In America today, it’s hard to visualize what the world was like before the Rural Electrification Act of 1936.

The REA brought electricity to all the tiny backwoods settlements. What would your house look like if electricity simply disappeared?

Cities had AC electricity many years before public funding through the REA made it possible to build costly high-power lines and sub-stations that sent power our to cities and down roadways.

In the mid-1930s, most radio manufacturers made AC radios and “farm radios.” The battery-operated farm radios, running on DC, were designed for a rural market that hadn’t yet been touched by municipal power systems. From the cabinet front, you wouldn’t know the difference between a farm radio and an AC model in town. But while the AC model plugged into a wall outlet, the farm radio clipped onto batteries.
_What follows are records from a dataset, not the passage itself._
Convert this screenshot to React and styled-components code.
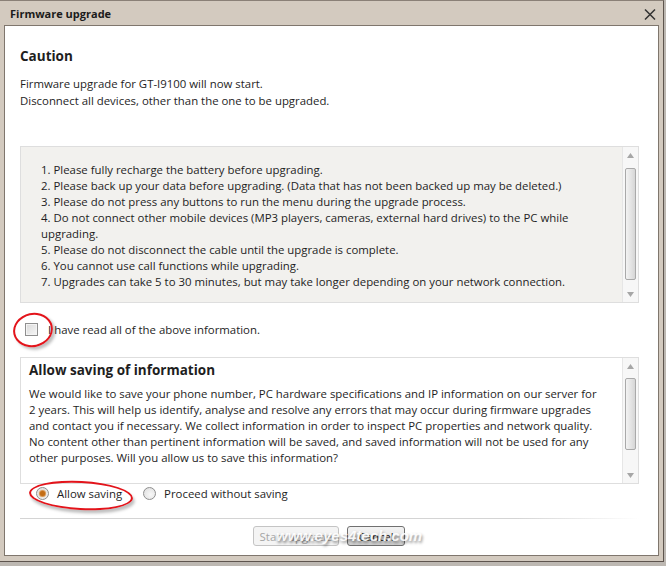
import React from "react";
import styled, { createGlobalStyle } from "styled-components";

const GlobalStyle = createGlobalStyle`
  html, body {
    margin: 0;
    padding: 0;
    background: #bdb8b2;
  }
  body {
    font-family: "Open Sans", "Noto Sans", sans-serif;
    font-size: 11.4px;
    color: #1e1e1e;
  }
`;

const Window = styled.div`
  position: relative;
  width: 664px;
  height: 562px;
  box-sizing: border-box;
  background: #d3cabf;
  border-top: 1px solid #8a8077;
  border-right: 1px solid #5e554e;
  border-bottom: 1px solid #5e554e;
  display: flex;
  flex-direction: column;
`;

const TitleBar = styled.div`
  height: 24px;
  display: flex;
  align-items: center;
  justify-content: space-between;
  padding: 0 7px 0 10px;
  font-weight: 700;
  font-size: 11px;
  color: #1b1b1b;
`;

const CloseIcon = styled.svg`
  width: 12px;
  height: 11px;
  margin-top: 2px;
`;

const Content = styled.div`
  position: relative;
  margin: 0 4px 5px 4px;
  height: 531px;
  box-sizing: border-box;
  background: #fff;
  border: 1px solid #7f766d;
  padding: 20px 0 0 15px;
  display: flex;
  flex-direction: column;
`;

const Heading = styled.div`
  font-weight: 700;
  font-size: 13.5px;
  line-height: 20px;
`;

const Intro = styled.div`
  margin-top: 9px;
  line-height: 17px;
`;

const Panel = styled.div`
  display: flex;
  width: 619px;
  height: ${(p) => p.$height}px;
  box-sizing: border-box;
  margin-top: ${(p) => p.$top}px;
  background: ${(p) => p.$bg};
  border: 1px solid #dedede;
`;

const PanelText = styled.div`
  flex: 1;
  padding: ${(p) => p.$pad};
  line-height: 16px;
  white-space: nowrap;
`;

const PanelTitle = styled.div`
  font-weight: 700;
  font-size: 13.5px;
  line-height: 18px;
  margin-bottom: 7px;
`;

const ScrollTrack = styled.div`
  width: 15px;
  display: flex;
  flex-direction: column;
  align-items: center;
  background: #f7f7f7;
  border-left: 1px solid #e6e6e6;
`;

const ArrowBox = styled.div`
  height: 16px;
  display: flex;
  align-items: center;
  justify-content: center;
`;

const Thumb = styled.div`
  width: 11px;
  height: ${(p) => p.$h}px;
  margin-top: ${(p) => p.$top}px;
  box-sizing: border-box;
  border: 1px solid #a9a9a9;
  border-radius: 2px;
  background: linear-gradient(to right, #f3f3f3, #e2e2e2 60%, #d6d6d6);
`;

const Spacer = styled.div`
  flex: 1;
`;

const CheckRow = styled.label`
  position: relative;
  display: flex;
  align-items: center;
  height: 13px;
  margin: 20px 0 0 5px;
  gap: 10px;
  line-height: 13px;
`;

const CheckBox = styled.span`
  width: 13px;
  height: 13px;
  box-sizing: border-box;
  border: 1px solid #8f8f8f;
  background: linear-gradient(135deg, #dadada, #f6f6f6);
  box-shadow: inset 0 0 0 1px #f4f4f4;
`;

const Ellipse = styled.span`
  position: absolute;
  left: ${(p) => p.$x}px;
  top: ${(p) => p.$y}px;
  width: ${(p) => p.$w}px;
  height: ${(p) => p.$h}px;
  box-sizing: border-box;
  border: 2px solid #e3141b;
  border-radius: 50%;
  transform: rotate(${(p) => p.$rot}deg);
  box-shadow: 2px 3px 3px rgba(0, 0, 0, 0.25);
  pointer-events: none;
`;

const RadioRow = styled.div`
  position: relative;
  display: flex;
  align-items: center;
  height: 13px;
  margin: 3px 0 0 16px;
`;

const RadioOption = styled.label`
  display: flex;
  align-items: center;
  gap: 8px;
  margin-right: 21px;
  line-height: 13px;
`;

const Radio = styled.span`
  width: 13px;
  height: 13px;
  box-sizing: border-box;
  border-radius: 50%;
  border: 1px solid #8e8e8e;
  background: radial-gradient(circle at 60% 60%, #f8f8f8, #dcdcdc);
  display: flex;
  align-items: center;
  justify-content: center;
  &::after {
    content: "";
    width: 5px;
    height: 5px;
    border-radius: 50%;
    background: ${(p) => (p.$checked ? "#c36d16" : "transparent")};
    box-shadow: ${(p) => (p.$checked ? "0 0 1px 1px #d58a3c" : "none")};
  }
`;

const Separator = styled.div`
  margin-top: 18px;
  width: 620px;
  height: 1px;
  background: linear-gradient(to right, #d4d4d4 0%, #d4d4d4 80%, rgba(212, 212, 212, 0));
`;

const ButtonRow = styled.div`
  position: relative;
  display: flex;
  justify-content: center;
  gap: 8px;
  margin: 7px 0 0 0;
  padding-right: 20px;
`;

const Button = styled.button`
  height: 20px;
  width: ${(p) => p.$w}px;
  padding: 0;
  box-sizing: border-box;
  font-family: inherit;
  font-size: 11.4px;
  border-radius: 3px;
  border: 1px solid ${(p) => (p.disabled ? "#c4c4c4" : "#707070")};
  color: ${(p) => (p.disabled ? "#a5a5a5" : "#1e1e1e")};
  background: ${(p) =>
    p.disabled
      ? "#f4f4f4"
      : "linear-gradient(to bottom, #f2f2f2 0%, #ebebeb 50%, #dddddd 51%, #cfcfcf 100%)"};
`;

const Watermark = styled.span`
  position: absolute;
  left: 256px;
  top: 1px;
  font-family: "Liberation Sans", Arial, sans-serif;
  font-size: 15px;
  font-weight: 700;
  font-style: italic;
  color: rgba(255, 255, 255, 0.92);
  text-shadow: 1px 2px 3px rgba(0, 0, 0, 0.45);
  pointer-events: none;
  white-space: nowrap;
`;

const cautionItems = [
  "1. Please fully recharge the battery before upgrading.",
  "2. Please back up your data before upgrading. (Data that has not been backed up may be deleted.)",
  "3. Please do not press any buttons to run the menu during the upgrade process.",
  "4. Do not connect other mobile devices (MP3 players, cameras, external hard drives) to the PC while",
  "upgrading.",
  "5. Please do not disconnect the cable until the upgrade is complete.",
  "6. You cannot use call functions while upgrading.",
  "7. Upgrades can take 5 to 30 minutes, but may take longer depending on your network connection.",
];

const privacyLines = [
  "We would like to save your phone number, PC hardware specifications and IP information on our server for",
  "2 years. This will help us identify, analyse and resolve any errors that may occur during firmware upgrades",
  "and contact you if necessary. We collect information in order to inspect PC properties and network quality.",
  "No content other than pertinent information will be saved, and saved information will not be used for any",
  "other purposes. Will you allow us to save this information?",
];

const Arrow = ({ up }) => (
  <ArrowBox>
    <svg width="7" height="5" viewBox="0 0 7 5">
      <path d={up ? "M0 5 L3.5 0 L7 5 Z" : "M0 0 L3.5 5 L7 0 Z"} fill="#a6a6a6" />
    </svg>
  </ArrowBox>
);

const Scrollbar = ({ thumbTop, thumbHeight }) => (
  <ScrollTrack>
    <Arrow up />
    <Thumb $top={thumbTop} $h={thumbHeight} />
    <Spacer />
    <Arrow />
  </ScrollTrack>
);

export default function App() {
  return (
    <>
      <GlobalStyle />
      <Window>
        <TitleBar>
          <span>Firmware upgrade</span>
          <CloseIcon viewBox="0 0 12 11">
            <path d="M1 0.5 L11 10.5 M11 0.5 L1 10.5" stroke="#333" strokeWidth="1.5" />
          </CloseIcon>
        </TitleBar>
        <Content>
          <Heading>Caution</Heading>
          <Intro>
            Firmware upgrade for GT-I9100 will now start.
            <br />
            Disconnect all devices, other than the one to be upgraded.
          </Intro>

          <Panel $height={157} $top={37} $bg="#f2f1ee">
            <PanelText $pad="15px 0 0 20px">
              {cautionItems.map((line) => (
                <div key={line}>{line}</div>
              ))}
            </PanelText>
            <Scrollbar thumbTop={5} thumbHeight={112} />
          </Panel>

          <CheckRow>
            <CheckBox />
            <span>I have read all of the above information.</span>
            <Ellipse $x={-12} $y={-10} $w={40} $h={34} $rot={-12} />
          </CheckRow>

          <Panel $height={127} $top={21} $bg="#ffffff">
            <PanelText $pad="3px 0 0 8px">
              <PanelTitle>Allow saving of information</PanelTitle>
              {privacyLines.map((line) => (
                <div key={line}>{line}</div>
              ))}
            </PanelText>
            <Scrollbar thumbTop={4} thumbHeight={72} />
          </Panel>

          <RadioRow>
            <RadioOption>
              <Radio $checked />
              <span>Allow saving</span>
            </RadioOption>
            <RadioOption>
              <Radio />
              <span>Proceed without saving</span>
            </RadioOption>
            <Ellipse $x={-7} $y={-6} $w={104} $h={29} $rot={3} />
          </RadioRow>

          <Separator />

          <ButtonRow>
            <Button $w={86} disabled>
              Start upgrade
            </Button>
            <Button $w={58}>Cancel</Button>
            <Watermark>www.eyes4tech.com</Watermark>
          </ButtonRow>
        </Content>
      </Window>
    </>
  );
}
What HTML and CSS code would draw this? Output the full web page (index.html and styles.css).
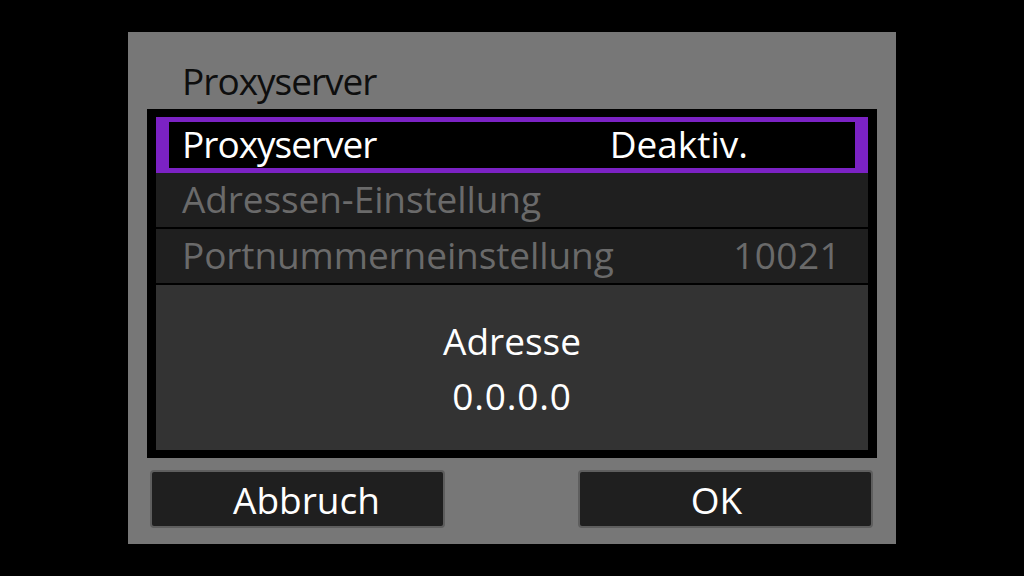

These 6-, 12-, and 32-volt batteries weren’t like the neat little things that we pop out of blister packs today. They were heavy jars or hard rubber containers filled with sulfuric acid (oil of vitriol) that were kept in the basement. A heavy wire, passing through a hole in the living room floor, connected the battery and the radio. The battery was often kept in the basement because the lady of the house objected to the smell, and to the burnt holes in the carpet resulting from leaks, which were frequent.

Batteries had to be recharged, but they weighed too much to be taken somewhere to have that done. Most people bought a gas-powered generator for that purpose, but some used windmill power plants. The Zenith Radio Company made a popular windmill system called the “Zenith Wincharger with ‘FrePower from the Air.’” Winchargers occasionally show up on eBay auctions.

The wind chargers gave free power and worked for a lifetime, but they weren’t the perfect solution.